Americans are driving less, skipping meals and putting off big life moves, like buying homes or having children, to keep up with health care costs, according to two Gallup polls released Thursday.
Roughly one-third of Americans are cutting back on daily spending to cover medical costs, and about half of middle-income households said they have delayed a major life event because of the same expenses, the polls found, as premiums rise and the federal government cuts Medicaid spending.
Eleven percent of respondents said they had skipped a meal in the past year to meet health care costs, according to the first poll on Americans’ daily spending. Fifteen percent said they had borrowed money or prolonged a current drug prescription. The trend was most pronounced among Americans who don’t have health insurance, 62 percent of whom said they made at least one financial trade-off to pay for health care.
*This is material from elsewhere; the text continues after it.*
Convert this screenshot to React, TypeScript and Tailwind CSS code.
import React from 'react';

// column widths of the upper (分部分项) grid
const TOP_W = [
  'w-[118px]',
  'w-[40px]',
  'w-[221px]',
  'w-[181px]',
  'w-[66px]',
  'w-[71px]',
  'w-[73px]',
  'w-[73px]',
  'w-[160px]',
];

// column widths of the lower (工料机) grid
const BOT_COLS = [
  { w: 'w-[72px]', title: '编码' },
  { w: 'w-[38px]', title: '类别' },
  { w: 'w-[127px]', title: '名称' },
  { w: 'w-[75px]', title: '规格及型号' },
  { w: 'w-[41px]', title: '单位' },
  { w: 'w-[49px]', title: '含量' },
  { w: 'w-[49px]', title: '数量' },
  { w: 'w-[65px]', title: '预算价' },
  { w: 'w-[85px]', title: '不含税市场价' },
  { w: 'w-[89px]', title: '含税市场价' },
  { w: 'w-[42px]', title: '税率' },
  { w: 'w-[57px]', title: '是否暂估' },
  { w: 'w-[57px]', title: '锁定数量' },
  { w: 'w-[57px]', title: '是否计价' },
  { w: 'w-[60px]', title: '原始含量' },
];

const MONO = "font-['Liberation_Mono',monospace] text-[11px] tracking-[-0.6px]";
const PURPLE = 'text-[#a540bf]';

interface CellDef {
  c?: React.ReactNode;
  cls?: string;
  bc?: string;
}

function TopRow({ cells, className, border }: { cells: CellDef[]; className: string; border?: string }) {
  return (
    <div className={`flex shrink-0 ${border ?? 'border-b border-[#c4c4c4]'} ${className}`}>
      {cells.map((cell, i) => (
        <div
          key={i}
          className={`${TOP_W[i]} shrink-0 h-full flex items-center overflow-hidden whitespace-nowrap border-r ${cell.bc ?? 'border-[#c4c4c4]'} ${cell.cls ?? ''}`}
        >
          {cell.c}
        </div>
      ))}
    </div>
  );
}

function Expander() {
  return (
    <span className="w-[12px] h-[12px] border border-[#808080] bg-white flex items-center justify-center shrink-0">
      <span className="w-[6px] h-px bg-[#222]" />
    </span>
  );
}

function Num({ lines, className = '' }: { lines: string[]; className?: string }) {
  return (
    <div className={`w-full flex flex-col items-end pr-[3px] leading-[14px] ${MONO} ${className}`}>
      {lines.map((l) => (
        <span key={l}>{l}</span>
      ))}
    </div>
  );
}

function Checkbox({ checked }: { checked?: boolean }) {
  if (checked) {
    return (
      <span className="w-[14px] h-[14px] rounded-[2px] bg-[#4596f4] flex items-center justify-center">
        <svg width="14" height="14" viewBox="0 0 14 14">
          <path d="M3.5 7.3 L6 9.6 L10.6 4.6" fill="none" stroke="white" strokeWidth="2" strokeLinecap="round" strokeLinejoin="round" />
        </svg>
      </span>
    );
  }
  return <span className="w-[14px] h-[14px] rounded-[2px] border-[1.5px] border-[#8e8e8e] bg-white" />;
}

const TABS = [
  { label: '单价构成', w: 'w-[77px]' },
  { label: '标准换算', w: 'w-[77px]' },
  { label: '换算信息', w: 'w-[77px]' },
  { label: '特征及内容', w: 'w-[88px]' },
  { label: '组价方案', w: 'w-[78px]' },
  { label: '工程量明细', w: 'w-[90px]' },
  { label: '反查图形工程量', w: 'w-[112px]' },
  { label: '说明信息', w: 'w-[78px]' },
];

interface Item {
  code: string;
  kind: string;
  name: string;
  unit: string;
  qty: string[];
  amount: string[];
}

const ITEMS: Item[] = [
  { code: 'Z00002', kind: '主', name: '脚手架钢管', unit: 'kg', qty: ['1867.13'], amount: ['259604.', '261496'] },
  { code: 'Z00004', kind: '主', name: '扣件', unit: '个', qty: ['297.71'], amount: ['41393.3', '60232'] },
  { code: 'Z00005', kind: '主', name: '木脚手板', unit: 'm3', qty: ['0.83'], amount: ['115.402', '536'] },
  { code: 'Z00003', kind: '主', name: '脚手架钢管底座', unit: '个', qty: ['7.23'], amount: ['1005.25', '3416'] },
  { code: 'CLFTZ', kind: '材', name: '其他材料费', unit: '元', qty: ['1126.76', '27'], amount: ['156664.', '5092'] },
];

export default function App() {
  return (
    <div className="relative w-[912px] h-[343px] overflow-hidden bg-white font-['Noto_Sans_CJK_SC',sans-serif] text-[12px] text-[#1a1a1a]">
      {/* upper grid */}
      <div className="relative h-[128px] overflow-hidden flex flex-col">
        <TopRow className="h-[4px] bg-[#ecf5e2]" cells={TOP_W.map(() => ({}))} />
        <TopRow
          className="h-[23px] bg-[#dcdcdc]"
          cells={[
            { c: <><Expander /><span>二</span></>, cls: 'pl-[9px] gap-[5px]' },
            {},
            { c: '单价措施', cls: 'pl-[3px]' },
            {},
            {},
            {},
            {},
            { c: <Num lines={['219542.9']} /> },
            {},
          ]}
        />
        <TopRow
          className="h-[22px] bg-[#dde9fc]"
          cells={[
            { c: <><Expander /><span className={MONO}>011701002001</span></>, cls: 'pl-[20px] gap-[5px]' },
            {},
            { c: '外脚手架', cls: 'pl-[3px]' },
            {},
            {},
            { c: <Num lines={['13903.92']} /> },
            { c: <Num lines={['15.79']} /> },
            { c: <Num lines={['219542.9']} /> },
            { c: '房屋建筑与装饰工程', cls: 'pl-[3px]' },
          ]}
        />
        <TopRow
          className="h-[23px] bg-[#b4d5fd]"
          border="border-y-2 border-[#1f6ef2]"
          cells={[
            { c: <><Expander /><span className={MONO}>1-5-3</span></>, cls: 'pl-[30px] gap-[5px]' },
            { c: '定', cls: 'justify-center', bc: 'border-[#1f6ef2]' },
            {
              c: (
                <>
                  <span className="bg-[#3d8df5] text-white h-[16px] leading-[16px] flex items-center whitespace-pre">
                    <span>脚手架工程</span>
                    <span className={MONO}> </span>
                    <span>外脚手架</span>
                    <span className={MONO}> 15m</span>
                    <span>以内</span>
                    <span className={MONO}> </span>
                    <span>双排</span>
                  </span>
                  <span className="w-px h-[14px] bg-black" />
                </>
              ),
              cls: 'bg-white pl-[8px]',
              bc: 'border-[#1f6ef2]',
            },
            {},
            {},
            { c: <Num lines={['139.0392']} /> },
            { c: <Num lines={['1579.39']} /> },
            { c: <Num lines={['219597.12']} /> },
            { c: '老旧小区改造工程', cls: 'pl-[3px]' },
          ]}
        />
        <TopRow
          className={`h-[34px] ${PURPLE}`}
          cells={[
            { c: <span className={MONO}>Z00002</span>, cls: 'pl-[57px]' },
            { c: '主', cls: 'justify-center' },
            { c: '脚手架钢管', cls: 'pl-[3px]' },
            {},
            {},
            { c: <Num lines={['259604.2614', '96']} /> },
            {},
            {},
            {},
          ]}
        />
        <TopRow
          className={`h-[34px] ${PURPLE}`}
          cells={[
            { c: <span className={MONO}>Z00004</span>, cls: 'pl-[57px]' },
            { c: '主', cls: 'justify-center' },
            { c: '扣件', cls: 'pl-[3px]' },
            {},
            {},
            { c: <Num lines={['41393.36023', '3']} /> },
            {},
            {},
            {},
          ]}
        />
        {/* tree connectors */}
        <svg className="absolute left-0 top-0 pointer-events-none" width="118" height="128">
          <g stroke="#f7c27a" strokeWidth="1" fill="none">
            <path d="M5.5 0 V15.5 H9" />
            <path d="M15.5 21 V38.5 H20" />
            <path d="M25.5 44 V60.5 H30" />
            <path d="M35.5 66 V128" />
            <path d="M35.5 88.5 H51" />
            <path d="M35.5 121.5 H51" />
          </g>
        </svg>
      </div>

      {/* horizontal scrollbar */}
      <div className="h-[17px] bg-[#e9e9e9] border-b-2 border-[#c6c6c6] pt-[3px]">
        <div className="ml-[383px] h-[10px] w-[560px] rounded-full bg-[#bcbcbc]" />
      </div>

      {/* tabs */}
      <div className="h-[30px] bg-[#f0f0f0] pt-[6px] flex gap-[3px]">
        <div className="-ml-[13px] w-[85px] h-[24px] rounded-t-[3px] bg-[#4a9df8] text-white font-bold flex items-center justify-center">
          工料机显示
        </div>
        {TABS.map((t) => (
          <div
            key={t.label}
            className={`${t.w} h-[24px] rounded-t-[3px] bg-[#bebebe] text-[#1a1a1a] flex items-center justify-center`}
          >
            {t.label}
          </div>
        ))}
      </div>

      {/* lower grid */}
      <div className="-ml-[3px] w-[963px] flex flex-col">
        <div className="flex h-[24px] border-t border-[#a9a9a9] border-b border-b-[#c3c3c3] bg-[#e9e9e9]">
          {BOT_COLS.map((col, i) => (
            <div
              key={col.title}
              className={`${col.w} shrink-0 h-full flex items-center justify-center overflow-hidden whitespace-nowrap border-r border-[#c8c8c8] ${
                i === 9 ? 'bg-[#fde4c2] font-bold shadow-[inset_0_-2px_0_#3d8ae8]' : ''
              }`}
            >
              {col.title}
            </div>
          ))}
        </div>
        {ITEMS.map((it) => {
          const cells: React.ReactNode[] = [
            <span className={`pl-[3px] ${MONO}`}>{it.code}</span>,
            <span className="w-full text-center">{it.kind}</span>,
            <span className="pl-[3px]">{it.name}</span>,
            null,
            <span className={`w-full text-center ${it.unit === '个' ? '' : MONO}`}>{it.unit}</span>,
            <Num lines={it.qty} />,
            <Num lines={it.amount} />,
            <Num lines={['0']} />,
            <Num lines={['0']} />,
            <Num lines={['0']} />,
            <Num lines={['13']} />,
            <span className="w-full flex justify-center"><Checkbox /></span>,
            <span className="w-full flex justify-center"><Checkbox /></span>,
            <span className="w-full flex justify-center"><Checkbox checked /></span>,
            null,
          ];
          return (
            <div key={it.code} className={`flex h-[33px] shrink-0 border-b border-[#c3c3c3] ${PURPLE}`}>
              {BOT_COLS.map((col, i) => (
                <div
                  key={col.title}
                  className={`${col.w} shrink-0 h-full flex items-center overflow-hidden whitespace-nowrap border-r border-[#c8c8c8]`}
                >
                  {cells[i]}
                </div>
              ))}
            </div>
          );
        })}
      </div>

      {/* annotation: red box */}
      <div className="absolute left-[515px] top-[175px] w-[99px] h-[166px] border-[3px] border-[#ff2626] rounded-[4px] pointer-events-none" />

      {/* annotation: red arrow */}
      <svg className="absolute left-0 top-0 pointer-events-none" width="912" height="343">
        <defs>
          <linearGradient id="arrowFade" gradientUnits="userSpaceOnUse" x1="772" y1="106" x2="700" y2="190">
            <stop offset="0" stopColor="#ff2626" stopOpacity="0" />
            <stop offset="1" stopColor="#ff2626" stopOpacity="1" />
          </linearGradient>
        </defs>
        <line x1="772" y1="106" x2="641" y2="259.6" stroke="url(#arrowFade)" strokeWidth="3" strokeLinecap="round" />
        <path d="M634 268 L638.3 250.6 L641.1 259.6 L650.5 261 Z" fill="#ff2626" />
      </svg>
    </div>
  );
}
The findings paint a stark picture of how rising medical costs are impacting Americans’ daily lives as affordability emerges as a potential weak spot for Republicans in this fall’s midterm elections. President Donald Trump, who last month launched a program aimed at helping Americans purchase discounted medications, sought to promote his economic record Wednesday as the war in Iran causes gas prices to climb and destabilizes stock markets.
Researchers said they expected the affordability of health care to be a potent issue for voters in the midterm elections.
“People are making sacrifices, and they’re angry,” said Tim Lash, president of the health care nonprofit group West Health, which conducted the research in partnership with Gallup.
The second Gallup poll found that nearly 1 in 10 Americans reported postponing retirement in the past four years due to health care costs, and 6 percent said they postponed having or adopting a child.
“Seeing that health care is now impacting those decisions and the ability to kind of attain that American Dream, I think, is really striking,” said Ellyn Maese, research director of the West Health-Gallup Center on Healthcare in America.
Gallup polled nearly 20,000 American adults on cutting back on daily spending between June and August. Its poll on Americans postponing life events due to health care costs, which surveyed 5,660 U.S. adults, was done between October and December.
Other daily trade-offs respondents reported making to cover health care costs included cutting back on utilities and driving less to save gas money, according to Gallup. Just over half of Americans in households making less than $24,000 annually reported making a sacrifice to pay for medical care. Around a quarter of those making between $90,000 and $120,000 said the same.
People of all income levels reported putting off life events, such as changing jobs or pursuing additional education, surgery or vacations, due to health care costs. Around half of lower- and middle-income households reported postponing such events, and even a quarter of Americans making more than $240,000 said they had done so.
“Across all income levels, through middle class and even some wealthier individuals, unexpected trade-offs are happening,” Lash said.
Lash and Maese said the two studies are the first time their group has surveyed how health care costs are changing spending habits. The results align with findings from other polls released this year that found affordability and health care are among Americans’ top concerns. Health care costs topped a list of Americans’ economic anxieties, a KFF poll found, and most respondents to a Washington Post-ABC News-Ipsos poll said health care, vacations and new car purchases felt unaffordable.
Lash said Americans’ challenges keeping up with medical costs are driven not only by rising expenses, but also by a decline in health that snowballs when people can’t afford health care.
“When you look at these types of trade-offs, it increases people’s overall levels of anxieties or depression,” Lash said. “Sometimes even [at] a clinical level at scale.”